* Dataset content *

- - -

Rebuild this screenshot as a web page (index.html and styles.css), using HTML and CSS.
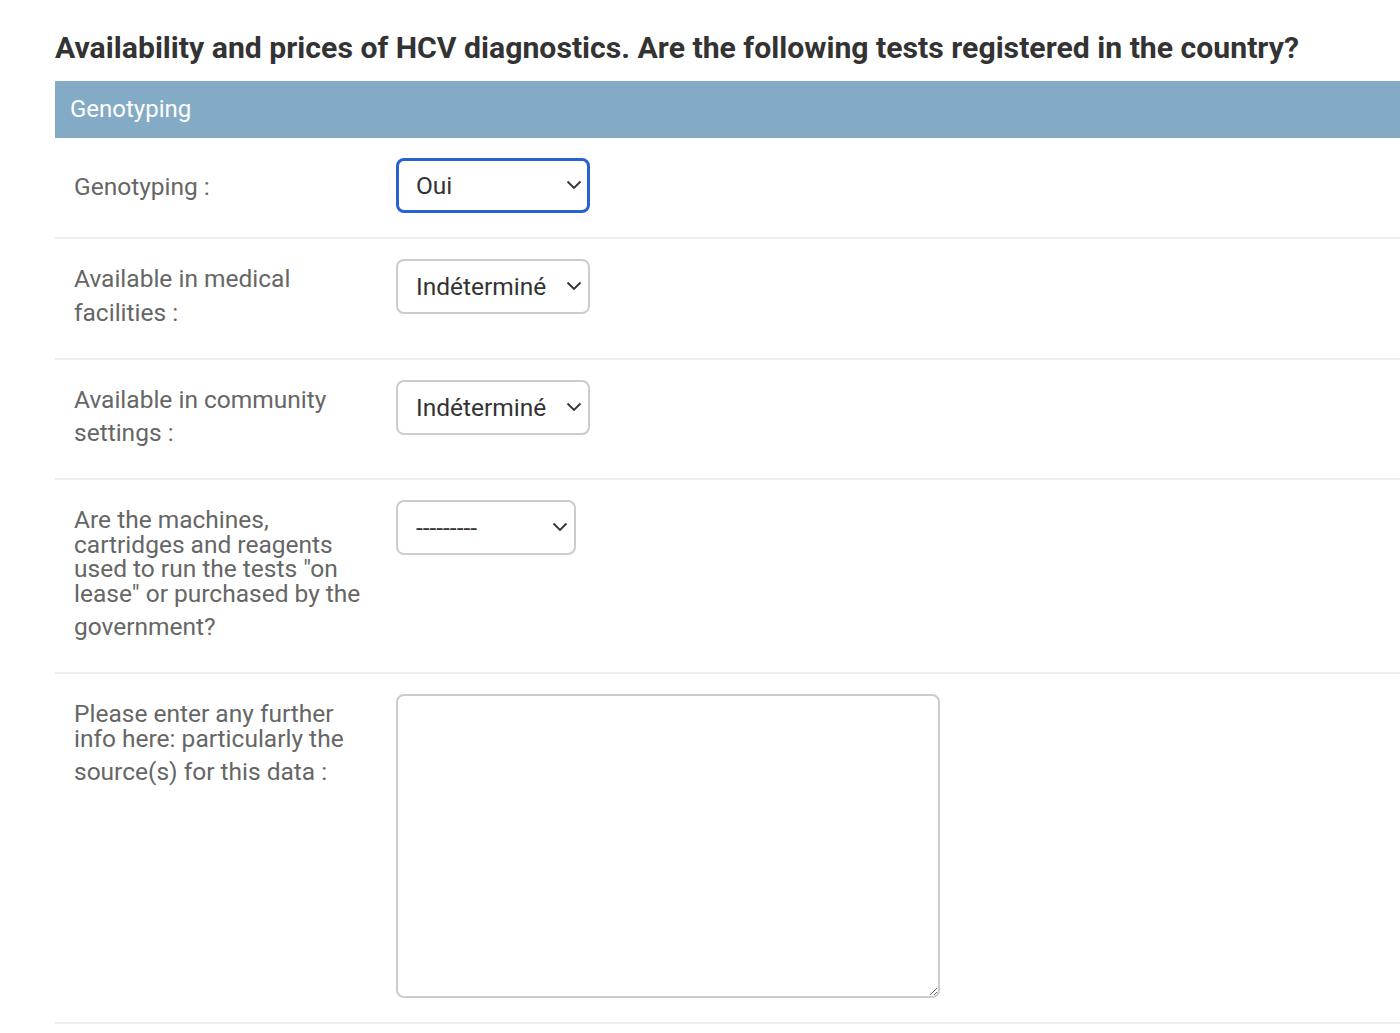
FILE: index.html
```html
<!DOCTYPE html>
<html lang="en">
<head>
<meta charset="utf-8">
<title>HCV diagnostics</title>
<link rel="stylesheet" href="styles.css">
</head>
<body>
<div class="page">
  <h1 class="title">Availability and prices of HCV diagnostics. Are the following tests registered in the country?</h1>
  <fieldset class="module">
    <h2 class="caption">Genotyping</h2>

    <div class="row">
      <label class="label"><span class="l-last">Genotyping :</span></label>
      <div class="select-wrap w194">
        <select class="select focused"><option>Oui</option><option>Non</option><option>Indéterminé</option></select>
        <svg class="chev" viewBox="0 0 16 10" width="16" height="10"><path d="M1.5 1.5 L8 8 L14.5 1.5" fill="none" stroke="#333" stroke-width="1.8"/></svg>
      </div>
    </div>

    <div class="row">
      <label class="label"><span class="l-line">Available in medical</span><span class="l-last">facilities :</span></label>
      <div class="select-wrap w194">
        <select class="select"><option>Indéterminé</option><option>Oui</option><option>Non</option></select>
        <svg class="chev" viewBox="0 0 16 10" width="16" height="10"><path d="M1.5 1.5 L8 8 L14.5 1.5" fill="none" stroke="#333" stroke-width="1.8"/></svg>
      </div>
    </div>

    <div class="row">
      <label class="label"><span class="l-line">Available in community</span><span class="l-last">settings :</span></label>
      <div class="select-wrap w194">
        <select class="select"><option>Indéterminé</option><option>Oui</option><option>Non</option></select>
        <svg class="chev" viewBox="0 0 16 10" width="16" height="10"><path d="M1.5 1.5 L8 8 L14.5 1.5" fill="none" stroke="#333" stroke-width="1.8"/></svg>
      </div>
    </div>

    <div class="row">
      <label class="label"><span class="l-line">Are the machines,</span><span class="l-line">cartridges and reagents</span><span class="l-line">used to run the tests "on</span><span class="l-line">lease" or purchased by the</span><span class="l-last">government?</span></label>
      <div class="select-wrap w180">
        <select class="select"><option>---------</option><option>On lease</option><option>Purchased</option></select>
        <svg class="chev" viewBox="0 0 16 10" width="16" height="10"><path d="M1.5 1.5 L8 8 L14.5 1.5" fill="none" stroke="#333" stroke-width="1.8"/></svg>
      </div>
    </div>

    <div class="row">
      <label class="label"><span class="l-line">Please enter any further</span><span class="l-line">info here: particularly the</span><span class="l-last">source(s) for this data :</span></label>
      <textarea class="textarea"></textarea>
    </div>
  </fieldset>
</div>
</body>
</html>
```
FILE: styles.css
```css
html, body {
  margin: 0;
  padding: 0;
  background: #fff;
}

body {
  font-family: Roboto, "Liberation Sans", Arial, sans-serif;
  color: #333;
}

.page {
  padding: 30px 0 0 55px;
}

.title {
  margin: 0 0 16px 0;
  font-size: 30.2px;
  line-height: 35px;
  font-weight: 700;
  color: #333;
  white-space: nowrap;
}

.module {
  margin: 0;
  padding: 0;
  border: none;
  min-width: 0;
}

.caption {
  margin: 0;
  height: 57px;
  line-height: 57px;
  padding: 0 0 0 15px;
  background: #84abc5;
  color: #fff;
  font-size: 24px;
  font-weight: 400;
}

.row {
  display: flex;
  align-items: flex-start;
  padding: 20px 0 21px 19px;
  border-bottom: 2px solid #eee;
}

.label {
  display: flex;
  flex-direction: column;
  width: 302px;
  flex: 0 0 302px;
  padding: 8px 20px 4px 0;
  font-size: 24.5px;
  color: #666;
}

.l-line {
  display: block;
  line-height: 24.5px;
  white-space: nowrap;
}

.l-last {
  display: block;
  line-height: 41px;
  white-space: nowrap;
}

.select-wrap {
  position: relative;
  margin-bottom: 3px;
}

.w194 { width: 194px; }
.w180 { width: 180px; }

.select {
  appearance: none;
  -webkit-appearance: none;
  display: block;
  width: 100%;
  height: 55px;
  box-sizing: border-box;
  margin: 0;
  padding: 0 30px 0 18px;
  border: 2px solid #ccc;
  border-radius: 8px;
  background: #fff;
  color: #333;
  font-family: Roboto, "Liberation Sans", Arial, sans-serif;
  font-size: 24.5px;
  outline: none;
}

.select.focused {
  border: 3px solid #2762cf;
  padding-left: 17px;
}

.chev {
  position: absolute;
  right: 8px;
  top: 22px;
  pointer-events: none;
}

.textarea {
  display: block;
  width: 544px;
  height: 304px;
  box-sizing: border-box;
  margin: 0 0 3px 0;
  border: 2px solid #ccc;
  border-radius: 8px;
  background: #fff;
  font-family: Roboto, "Liberation Sans", Arial, sans-serif;
  font-size: 24px;
  color: #333;
  resize: both;
  outline: none;
}
```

- - -

* Task goal *
Go through the data above and transcribe it in full, omitting any image.

* Result of the task *
Rebuild this screenshot as a web page (index.html and styles.css), using HTML and CSS.
FILE: index.html
```html
<!DOCTYPE html>
<html lang="en">
<head>
<meta charset="utf-8">
<title>HCV diagnostics</title>
<link rel="stylesheet" href="styles.css">
</head>
<body>
<div class="page">
  <h1 class="title">Availability and prices of HCV diagnostics. Are the following tests registered in the country?</h1>
  <fieldset class="module">
    <h2 class="caption">Genotyping</h2>

    <div class="row">
      <label class="label"><span class="l-last">Genotyping :</span></label>
      <div class="select-wrap w194">
        <select class="select focused"><option>Oui</option><option>Non</option><option>Indéterminé</option></select>
        <svg class="chev" viewBox="0 0 16 10" width="16" height="10"><path d="M1.5 1.5 L8 8 L14.5 1.5" fill="none" stroke="#333" stroke-width="1.8"/></svg>
      </div>
    </div>

    <div class="row">
      <label class="label"><span class="l-line">Available in medical</span><span class="l-last">facilities :</span></label>
      <div class="select-wrap w194">
        <select class="select"><option>Indéterminé</option><option>Oui</option><option>Non</option></select>
        <svg class="chev" viewBox="0 0 16 10" width="16" height="10"><path d="M1.5 1.5 L8 8 L14.5 1.5" fill="none" stroke="#333" stroke-width="1.8"/></svg>
      </div>
    </div>

    <div class="row">
      <label class="label"><span class="l-line">Available in community</span><span class="l-last">settings :</span></label>
      <div class="select-wrap w194">
        <select class="select"><option>Indéterminé</option><option>Oui</option><option>Non</option></select>
        <svg class="chev" viewBox="0 0 16 10" width="16" height="10"><path d="M1.5 1.5 L8 8 L14.5 1.5" fill="none" stroke="#333" stroke-width="1.8"/></svg>
      </div>
    </div>

    <div class="row">
      <label class="label"><span class="l-line">Are the machines,</span><span class="l-line">cartridges and reagents</span><span class="l-line">used to run the tests "on</span><span class="l-line">lease" or purchased by the</span><span class="l-last">government?</span></label>
      <div class="select-wrap w180">
        <select class="select"><option>---------</option><option>On lease</option><option>Purchased</option></select>
        <svg class="chev" viewBox="0 0 16 10" width="16" height="10"><path d="M1.5 1.5 L8 8 L14.5 1.5" fill="none" stroke="#333" stroke-width="1.8"/></svg>
      </div>
    </div>

    <div class="row">
      <label class="label"><span class="l-line">Please enter any further</span><span class="l-line">info here: particularly the</span><span class="l-last">source(s) for this data :</span></label>
      <textarea class="textarea"></textarea>
    </div>
  </fieldset>
</div>
</body>
</html>
```
FILE: styles.css
```css
html, body {
  margin: 0;
  padding: 0;
  background: #fff;
}

body {
  font-family: Roboto, "Liberation Sans", Arial, sans-serif;
  color: #333;
}

.page {
  padding: 30px 0 0 55px;
}

.title {
  margin: 0 0 16px 0;
  font-size: 30.2px;
  line-height: 35px;
  font-weight: 700;
  color: #333;
  white-space: nowrap;
}

.module {
  margin: 0;
  padding: 0;
  border: none;
  min-width: 0;
}

.caption {
  margin: 0;
  height: 57px;
  line-height: 57px;
  padding: 0 0 0 15px;
  background: #84abc5;
  color: #fff;
  font-size: 24px;
  font-weight: 400;
}

.row {
  display: flex;
  align-items: flex-start;
  padding: 20px 0 21px 19px;
  border-bottom: 2px solid #eee;
}

.label {
  display: flex;
  flex-direction: column;
  width: 302px;
  flex: 0 0 302px;
  padding: 8px 20px 4px 0;
  font-size: 24.5px;
  color: #666;
}

.l-line {
  display: block;
  line-height: 24.5px;
  white-space: nowrap;
}

.l-last {
  display: block;
  line-height: 41px;
  white-space: nowrap;
}

.select-wrap {
  position: relative;
  margin-bottom: 3px;
}

.w194 { width: 194px; }
.w180 { width: 180px; }

.select {
  appearance: none;
  -webkit-appearance: none;
  display: block;
  width: 100%;
  height: 55px;
  box-sizing: border-box;
  margin: 0;
  padding: 0 30px 0 18px;
  border: 2px solid #ccc;
  border-radius: 8px;
  background: #fff;
  color: #333;
  font-family: Roboto, "Liberation Sans", Arial, sans-serif;
  font-size: 24.5px;
  outline: none;
}

.select.focused {
  border: 3px solid #2762cf;
  padding-left: 17px;
}

.chev {
  position: absolute;
  right: 8px;
  top: 22px;
  pointer-events: none;
}

.textarea {
  display: block;
  width: 544px;
  height: 304px;
  box-sizing: border-box;
  margin: 0 0 3px 0;
  border: 2px solid #ccc;
  border-radius: 8px;
  background: #fff;
  font-family: Roboto, "Liberation Sans", Arial, sans-serif;
  font-size: 24px;
  color: #333;
  resize: both;
  outline: none;
}
```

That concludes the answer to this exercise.